A Mucondje, in questo villaggio fra le montagne, la notizia siamo noi, il nostro arrivo, la carovana con le telecamere, i microfoni, lo schermo luminoso, che suscitano ovunque andiamo stupore e curiosità. Gli abitanti del villaggio ci vengono in contro, carichi di interesse, i bambini ronzano intorno, guardano e chiedono una foto per rivedersi e ridere di gusto, sorpresi della loro stessa immagine. Persone semplici che conoscono il senso della famiglia, della comunità, così lontane dall’individualismo fuori controllo che sta permeando le società occidentali, da farmi sentire terribilmente in difetto. C’è voglia di condividere e di raccontarsi, l’orgoglio di un popolo di combattenti che ogni giorno percorre chilometri, spesso a piedi scalzi, per arrivare al pozzo più vicino e portare a casa dell’acqua pulita. Soprattutto le bambine. Una di queste si avvicina a noi, con lo sguardo serio e indagatore: indossa un abito da principessa, finito qui chissà come, dopo essere stato indossato da una coetanea, dall’altra parte del mondo, probabilmente un giorno solo, magari anche svogliatamente, per celebrare il carnevale. Il vestito è logoro, eppure riesce davvero a conferirle un’aria regale.
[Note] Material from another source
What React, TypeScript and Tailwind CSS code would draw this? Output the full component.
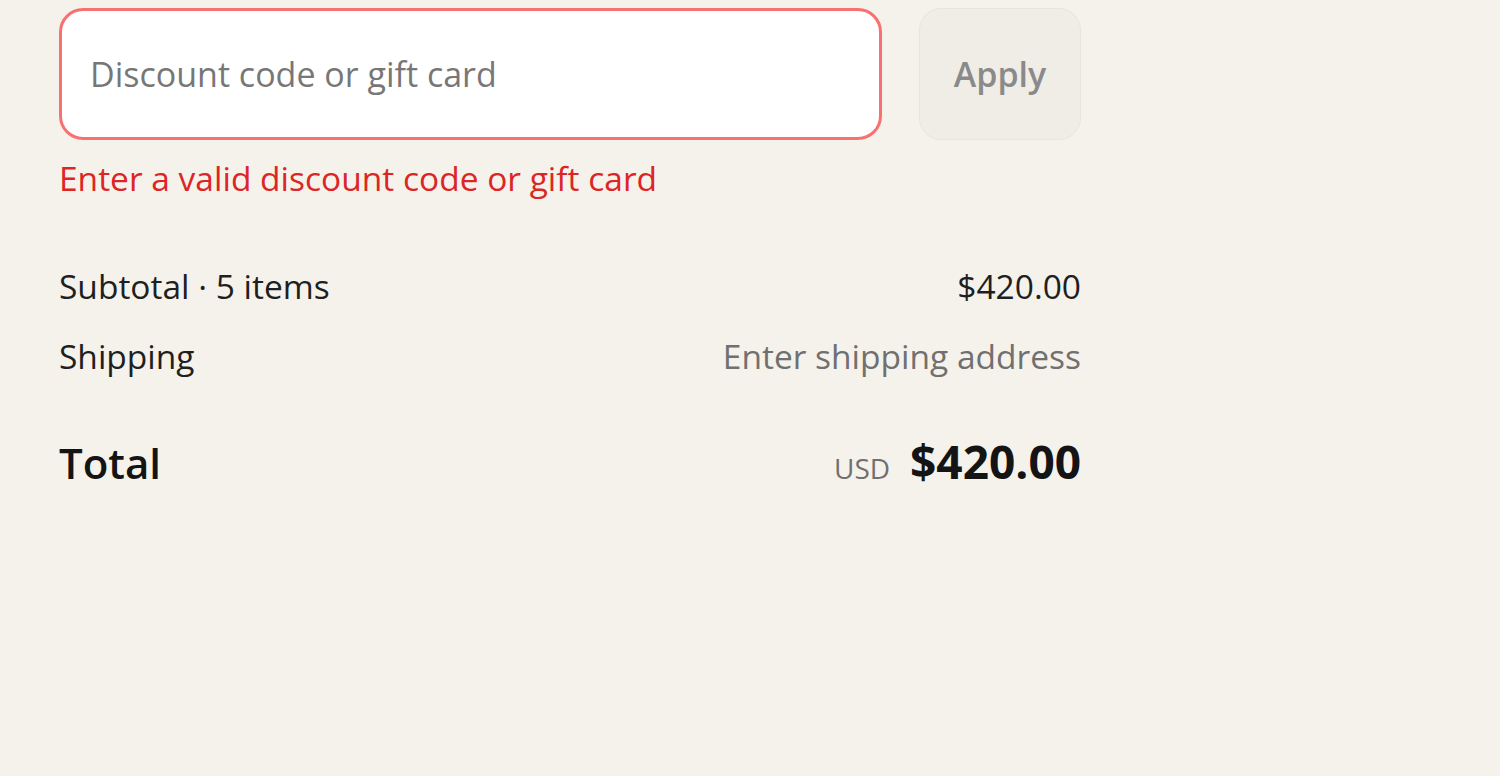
import { useState } from 'react'

export default function App() {
  const [code, setCode] = useState('')

  return (
    <div className="min-h-screen w-full bg-[#f5f2ec] pl-[59px] pt-[8px]" style={{ fontFamily: '"Open Sans", "Noto Sans", sans-serif' }}>
      <div className="w-[1022px]">
        <div className="flex gap-[37px]">
          <input
            value={code}
            onChange={e => setCode(e.target.value)}
            placeholder="Discount code or gift card"
            className="h-[132px] flex-1 rounded-[24px] border-[3px] border-[#f87171] bg-white px-[28px] text-[34px] text-[#222] placeholder:text-[#777] outline-none"
          />
          <button className="h-[132px] w-[162px] rounded-[22px] border border-[#e9e5dd] bg-[#f0ede6] text-[34px] font-semibold text-[#8a8a8a]">
            Apply
          </button>
        </div>
        <div className="mt-[18px] text-[33.5px] leading-[40px] text-[#dc2626]">Enter a valid discount code or gift card</div>

        <div className="mt-[68px] flex justify-between text-[33.5px] leading-[40px] text-[#1f1f1f]">
          <span>Subtotal · 5 items</span>
          <span>$420.00</span>
        </div>
        <div className="mt-[30px] flex justify-between text-[33.5px] leading-[40px]">
          <span className="text-[#1f1f1f]">Shipping</span>
          <span className="text-[#707070]">Enter shipping address</span>
        </div>
        <div className="mt-[57px] flex items-baseline justify-between leading-[56px] text-[#141414]">
          <span className="text-[42px] font-semibold">Total</span>
          <span className="flex items-baseline gap-[20px]">
            <span className="text-[28px] text-[#707070]">USD</span>
            <span className="text-[46px] font-bold">$420.00</span>
          </span>
        </div>
      </div>
    </div>
  )
}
Ci invitano a condividere il pasto con loro: un piatto di polenta di miglio, che qui chiamano “cima”, verdure e fagioli, cucinate su tre pietre, che nella tradizione locale, ci raccontano ridendo, rappresentano i tre tipi di uomini con cui una donna mozambicana avrà a che fare nel corso della vita: l’uomo che si ama, l’uomo con cui si fa l’amore, quello con cui si mette su famiglia. In quanto ospiti, ci è concesso il privilegio di mangiare il cuore del gallo sacrificato in questo giorno di festa: è un modo, ci raccontano, per onorare lo spirito di questo animale. Un rituale che può risultare un po’; macabro, ma che in realtà ha una potente valenza simbolica: ogni animale, quando viene ucciso, libera il proprio spirito che va onorato e rispettato. In realtà, ogni manifestazione naturale è emanazione di uno spirito antico.
Tutto è profondamente interconnesso: uomini, animali, natura. Anche il ragno cicciottello che mi ospitava nella stanza in cui dormivo. "È lo spirito che veglia sul tuo sonno, uno spirito benevolo, che non va fatto arrabbiare", mi hanno spiegato. E visto che non si sa mai, meglio dar retta. Iniziamo a giocare con i bambini, tirando calci a quello che è diventato quasi un elemento distintivo di molti paesi africani, un pallone fatto di stracci. Ridono divertiti nel vedermi giocare. Non c’è da chiedersi il perché, visto che sono ben lontana dall’idea di campionessa.
Seguo Amancio, il nostro cameraman, con cui andiamo in giro a realizzare il film del villaggio. Riprendiamo i personaggi più caratteristici, i loro volti, le attività quotidiane, giovani e anziani, la bancarella col pesce essiccato, quella con gli ortaggi. Queste immagini che costituiscono una breve rappresentazione della vita del villaggio, montate a tempo di record, danno inizio alla festa: per il pubblico nulla è più divertente che rivedersi sul grande schermo. Nel pomeriggio ci occupiamo anche di altre attività. Eduardo e Cidalia, i due attori professionisti che lavorano con noi, coinvolgono alcune persone del villaggio con cui porteranno in scena, durante la serata, un vero e proprio spettacolo, attraverso cui veicolare il messaggio sull’importanza di unirsi in associazioni. È uno strumento molto efficace: in luoghi dove non sempre ci sono le condizioni per imparare a leggere e scrivere, le storie raccontate e tramandate (anche attraverso il teatro) funzionano spesso meglio dei libri.
Mettere in scena situazioni di vita vissuta, quotidiana è un modo efficace per assimilare certi messaggi. È una cosa che Eduardo e Cidalia sanno bene. E infatti, quando è il loro turno, lì sull’arena, la gente ride divertita alle loro battute, agli scherzi, ai siparietti improvvisati. Finito il lavoro di training e di esplorazione del villaggio, dobbiamo montare il maxi schermo e allestire l’attrezzatura tecnica, le luci, lo spazio. E poi arriva il momento che aspettiamo sempre con grande trepidazione: andiamo a promuovere l’evento, muniti di megafono , insieme a un abitante del posto, che ci aiuterà con la lingua locale.